» CHALLENGE:
Carry none of the pictures over; set down the material below exactly.

» SUPPLIED MATERIAL:
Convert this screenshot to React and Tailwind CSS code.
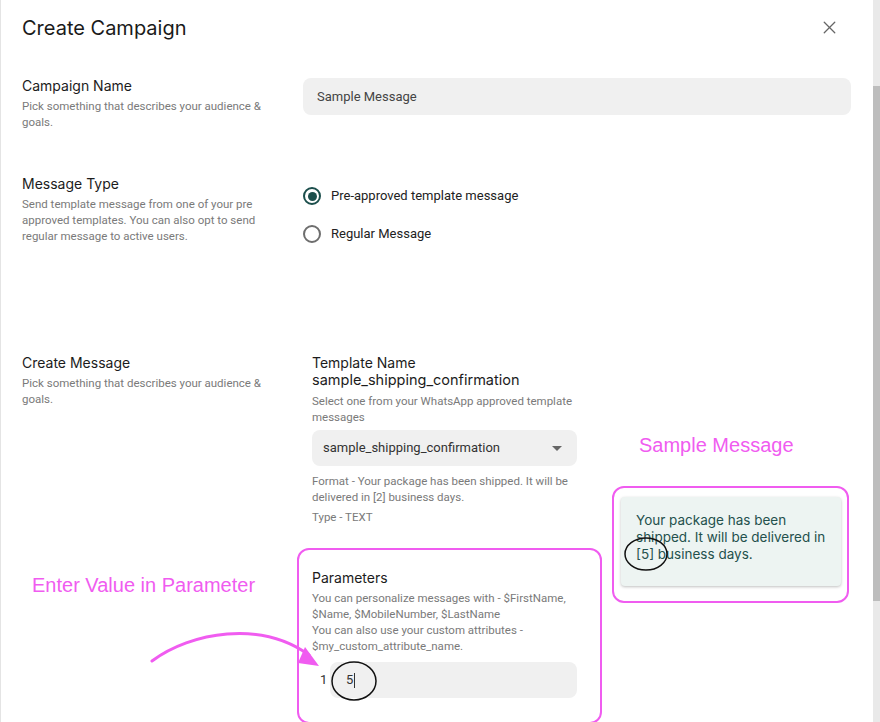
import { X } from 'lucide-react'

const head = { fontFamily: 'Inter, "Open Sans", sans-serif' }
const body = { fontFamily: 'Roboto, "Liberation Sans", sans-serif' }
const note = { fontFamily: '"Liberation Sans", Arial, sans-serif' }

function Radio({ checked, label }) {
  return (
    <label className="flex h-5 items-center gap-[10px]">
      <span
        className={
          'flex h-[18px] w-[18px] items-center justify-center rounded-full border-2 ' +
          (checked ? 'border-[#1c4f4c]' : 'border-[#6e6e6e]')
        }
      >
        {checked && <span className="h-[9px] w-[9px] rounded-full bg-[#1c4f4c]" />}
      </span>
      <span className="text-[13px] text-[#222]" style={body}>{label}</span>
    </label>
  )
}

function SideLabel({ title, children }) {
  return (
    <div className="w-[281px] shrink-0">
      <p className="text-[14px] leading-5 text-[#1c1c1c]" style={head}>{title}</p>
      <p className="mt-[2px] w-[250px] text-[11.5px] leading-4 text-[#7a7a7a]" style={body}>{children}</p>
    </div>
  )
}

export default function App() {
  return (
    <div className="flex h-[722px] w-[880px] overflow-hidden bg-white">
      <div className="relative flex-1 border-l border-[#e4e4e4] pl-[21px] pr-[22px]">
        <div className="flex h-[55px] items-center justify-between">
          <h1 className="text-[20px] leading-7 text-[#1a1a1a]" style={head}>Create Campaign</h1>
          <X size={21} strokeWidth={1.5} className="mr-[11px] text-[#666]" />
        </div>

        <div className="mt-[21px] flex">
          <SideLabel title="Campaign Name">Pick something that describes your audience &amp; goals.</SideLabel>
          <div className="mt-[2px] flex h-[37px] flex-1 items-center rounded-lg bg-[#f0f0f0] px-[14px]">
            <span className="text-[13px] text-[#444]" style={body}>Sample Message</span>
          </div>
        </div>

        <div className="mt-[44px] flex">
          <SideLabel title="Message Type">
            Send template message from one of your pre approved templates. You can also opt to send regular message to active users.
          </SideLabel>
          <div className="flex flex-col gap-[18px] pt-[12px]">
            <Radio checked label="Pre-approved template message" />
            <Radio label="Regular Message" />
          </div>
        </div>

        <div className="mt-[109px] flex">
          <SideLabel title="Create Message">Pick something that describes your audience &amp; goals.</SideLabel>
          <div className="ml-[9px] w-[265px] shrink-0">
            <p className="text-[14px] leading-5 text-[#1c1c1c]" style={head}>Template Name</p>
            <p className="-mt-[3px] text-[14.5px] leading-5 text-[#1c1c1c]" style={head}>sample_shipping_confirmation</p>
            <p className="mt-[3px] text-[11.5px] leading-4 text-[#7a7a7a]" style={body}>
              Select one from your WhatsApp approved template messages
            </p>
            <div className="mt-[5px] flex h-[36px] items-center justify-between rounded-lg bg-[#f0f0f0] pl-[11px] pr-[15px]">
              <span className="text-[13px] text-[#333]" style={body}>sample_shipping_confirmation</span>
              <span className="h-0 w-0 border-x-[5px] border-t-[5px] border-x-transparent border-t-[#666]" />
            </div>
            <p className="mt-[7px] text-[11.5px] leading-4 text-[#7a7a7a]" style={body}>
              Format - Your package has been shipped. It will be delivered in [2] business days.
            </p>
            <p className="mt-[4px] text-[11.5px] leading-4 text-[#7a7a7a]" style={body}>Type - TEXT</p>

            <p className="mt-[43px] text-[14px] leading-5 text-[#1c1c1c]" style={head}>Parameters</p>
            <p className="mt-[2px] text-[11.5px] leading-4 text-[#7a7a7a]" style={body}>
              You can personalize messages with - $FirstName, $Name, $MobileNumber, $LastName
              <br />
              You can also use your custom attributes - $my_custom_attribute_name.
            </p>
            <div className="mt-[8px] flex h-[36px] items-center">
              <span className="w-[18px] pl-[8px] text-[13px] text-[#333]" style={body}>1</span>
              <div className="flex h-full flex-1 items-center rounded-lg bg-[#f0f0f0] pl-[16px]">
                <span className="text-[13px] text-[#333]" style={body}>5</span>
                <span className="ml-px h-[15px] w-px bg-[#333]" />
              </div>
            </div>
          </div>
          <div className="ml-[44px] mt-[144px] h-[89px] w-[220px] shrink-0 rounded bg-[#edf4f2] px-[15px] pt-[15px] shadow-[0_1px_3px_rgba(0,0,0,0.25)]">
            <p className="text-[13.5px] leading-[17px] text-[#24514d]" style={head}>
              Your package has been shipped. It will be delivered in [5] business days.
            </p>
          </div>
        </div>

        <div className="pointer-events-none absolute left-[296px] top-[548px] h-[176px] w-[305px] rounded-xl border-2 border-[#f05cf0]" />
        <div className="pointer-events-none absolute left-[611px] top-[486px] h-[117px] w-[237px] rounded-xl border-2 border-[#f05cf0]" />
        <p className="absolute left-[638px] top-[433px] text-[20px] leading-6 text-[#f05cf0]" style={note}>Sample Message</p>
        <p className="absolute left-[31px] top-[573px] text-[20px] leading-6 text-[#f05cf0]" style={note}>Enter Value in Parameter</p>
        <svg className="pointer-events-none absolute left-0 top-0" width="873" height="722" viewBox="0 0 873 722" fill="none">
          <path d="M151 661 C 190 632, 260 620, 308 655" stroke="#f05cf0" strokeWidth="3" strokeLinecap="round" />
          <path d="M304 647 L318 666 L297 663 Z" fill="#f05cf0" />
          <ellipse cx="645" cy="554" rx="21" ry="16" stroke="#111" strokeWidth="1.5" />
          <ellipse cx="353" cy="681" rx="22" ry="19" stroke="#111" strokeWidth="1.5" />
        </svg>
      </div>
      <div className="w-[7px] shrink-0 bg-[#e9e9e9] pt-[86px]">
        <div className="h-[515px] bg-[#bdbdbd]" />
      </div>
    </div>
  )
}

» RESPONSE TO THIS EXERCISE:
Convert this screenshot to React and Tailwind CSS code.
import { X } from 'lucide-react'

const head = { fontFamily: 'Inter, "Open Sans", sans-serif' }
const body = { fontFamily: 'Roboto, "Liberation Sans", sans-serif' }
const note = { fontFamily: '"Liberation Sans", Arial, sans-serif' }

function Radio({ checked, label }) {
  return (
    <label className="flex h-5 items-center gap-[10px]">
      <span
        className={
          'flex h-[18px] w-[18px] items-center justify-center rounded-full border-2 ' +
          (checked ? 'border-[#1c4f4c]' : 'border-[#6e6e6e]')
        }
      >
        {checked && <span className="h-[9px] w-[9px] rounded-full bg-[#1c4f4c]" />}
      </span>
      <span className="text-[13px] text-[#222]" style={body}>{label}</span>
    </label>
  )
}

function SideLabel({ title, children }) {
  return (
    <div className="w-[281px] shrink-0">
      <p className="text-[14px] leading-5 text-[#1c1c1c]" style={head}>{title}</p>
      <p className="mt-[2px] w-[250px] text-[11.5px] leading-4 text-[#7a7a7a]" style={body}>{children}</p>
    </div>
  )
}

export default function App() {
  return (
    <div className="flex h-[722px] w-[880px] overflow-hidden bg-white">
      <div className="relative flex-1 border-l border-[#e4e4e4] pl-[21px] pr-[22px]">
        <div className="flex h-[55px] items-center justify-between">
          <h1 className="text-[20px] leading-7 text-[#1a1a1a]" style={head}>Create Campaign</h1>
          <X size={21} strokeWidth={1.5} className="mr-[11px] text-[#666]" />
        </div>

        <div className="mt-[21px] flex">
          <SideLabel title="Campaign Name">Pick something that describes your audience &amp; goals.</SideLabel>
          <div className="mt-[2px] flex h-[37px] flex-1 items-center rounded-lg bg-[#f0f0f0] px-[14px]">
            <span className="text-[13px] text-[#444]" style={body}>Sample Message</span>
          </div>
        </div>

        <div className="mt-[44px] flex">
          <SideLabel title="Message Type">
            Send template message from one of your pre approved templates. You can also opt to send regular message to active users.
          </SideLabel>
          <div className="flex flex-col gap-[18px] pt-[12px]">
            <Radio checked label="Pre-approved template message" />
            <Radio label="Regular Message" />
          </div>
        </div>

        <div className="mt-[109px] flex">
          <SideLabel title="Create Message">Pick something that describes your audience &amp; goals.</SideLabel>
          <div className="ml-[9px] w-[265px] shrink-0">
            <p className="text-[14px] leading-5 text-[#1c1c1c]" style={head}>Template Name</p>
            <p className="-mt-[3px] text-[14.5px] leading-5 text-[#1c1c1c]" style={head}>sample_shipping_confirmation</p>
            <p className="mt-[3px] text-[11.5px] leading-4 text-[#7a7a7a]" style={body}>
              Select one from your WhatsApp approved template messages
            </p>
            <div className="mt-[5px] flex h-[36px] items-center justify-between rounded-lg bg-[#f0f0f0] pl-[11px] pr-[15px]">
              <span className="text-[13px] text-[#333]" style={body}>sample_shipping_confirmation</span>
              <span className="h-0 w-0 border-x-[5px] border-t-[5px] border-x-transparent border-t-[#666]" />
            </div>
            <p className="mt-[7px] text-[11.5px] leading-4 text-[#7a7a7a]" style={body}>
              Format - Your package has been shipped. It will be delivered in [2] business days.
            </p>
            <p className="mt-[4px] text-[11.5px] leading-4 text-[#7a7a7a]" style={body}>Type - TEXT</p>

            <p className="mt-[43px] text-[14px] leading-5 text-[#1c1c1c]" style={head}>Parameters</p>
            <p className="mt-[2px] text-[11.5px] leading-4 text-[#7a7a7a]" style={body}>
              You can personalize messages with - $FirstName, $Name, $MobileNumber, $LastName
              <br />
              You can also use your custom attributes - $my_custom_attribute_name.
            </p>
            <div className="mt-[8px] flex h-[36px] items-center">
              <span className="w-[18px] pl-[8px] text-[13px] text-[#333]" style={body}>1</span>
              <div className="flex h-full flex-1 items-center rounded-lg bg-[#f0f0f0] pl-[16px]">
                <span className="text-[13px] text-[#333]" style={body}>5</span>
                <span className="ml-px h-[15px] w-px bg-[#333]" />
              </div>
            </div>
          </div>
          <div className="ml-[44px] mt-[144px] h-[89px] w-[220px] shrink-0 rounded bg-[#edf4f2] px-[15px] pt-[15px] shadow-[0_1px_3px_rgba(0,0,0,0.25)]">
            <p className="text-[13.5px] leading-[17px] text-[#24514d]" style={head}>
              Your package has been shipped. It will be delivered in [5] business days.
            </p>
          </div>
        </div>

        <div className="pointer-events-none absolute left-[296px] top-[548px] h-[176px] w-[305px] rounded-xl border-2 border-[#f05cf0]" />
        <div className="pointer-events-none absolute left-[611px] top-[486px] h-[117px] w-[237px] rounded-xl border-2 border-[#f05cf0]" />
        <p className="absolute left-[638px] top-[433px] text-[20px] leading-6 text-[#f05cf0]" style={note}>Sample Message</p>
        <p className="absolute left-[31px] top-[573px] text-[20px] leading-6 text-[#f05cf0]" style={note}>Enter Value in Parameter</p>
        <svg className="pointer-events-none absolute left-0 top-0" width="873" height="722" viewBox="0 0 873 722" fill="none">
          <path d="M151 661 C 190 632, 260 620, 308 655" stroke="#f05cf0" strokeWidth="3" strokeLinecap="round" />
          <path d="M304 647 L318 666 L297 663 Z" fill="#f05cf0" />
          <ellipse cx="645" cy="554" rx="21" ry="16" stroke="#111" strokeWidth="1.5" />
          <ellipse cx="353" cy="681" rx="22" ry="19" stroke="#111" strokeWidth="1.5" />
        </svg>
      </div>
      <div className="w-[7px] shrink-0 bg-[#e9e9e9] pt-[86px]">
        <div className="h-[515px] bg-[#bdbdbd]" />
      </div>
    </div>
  )
}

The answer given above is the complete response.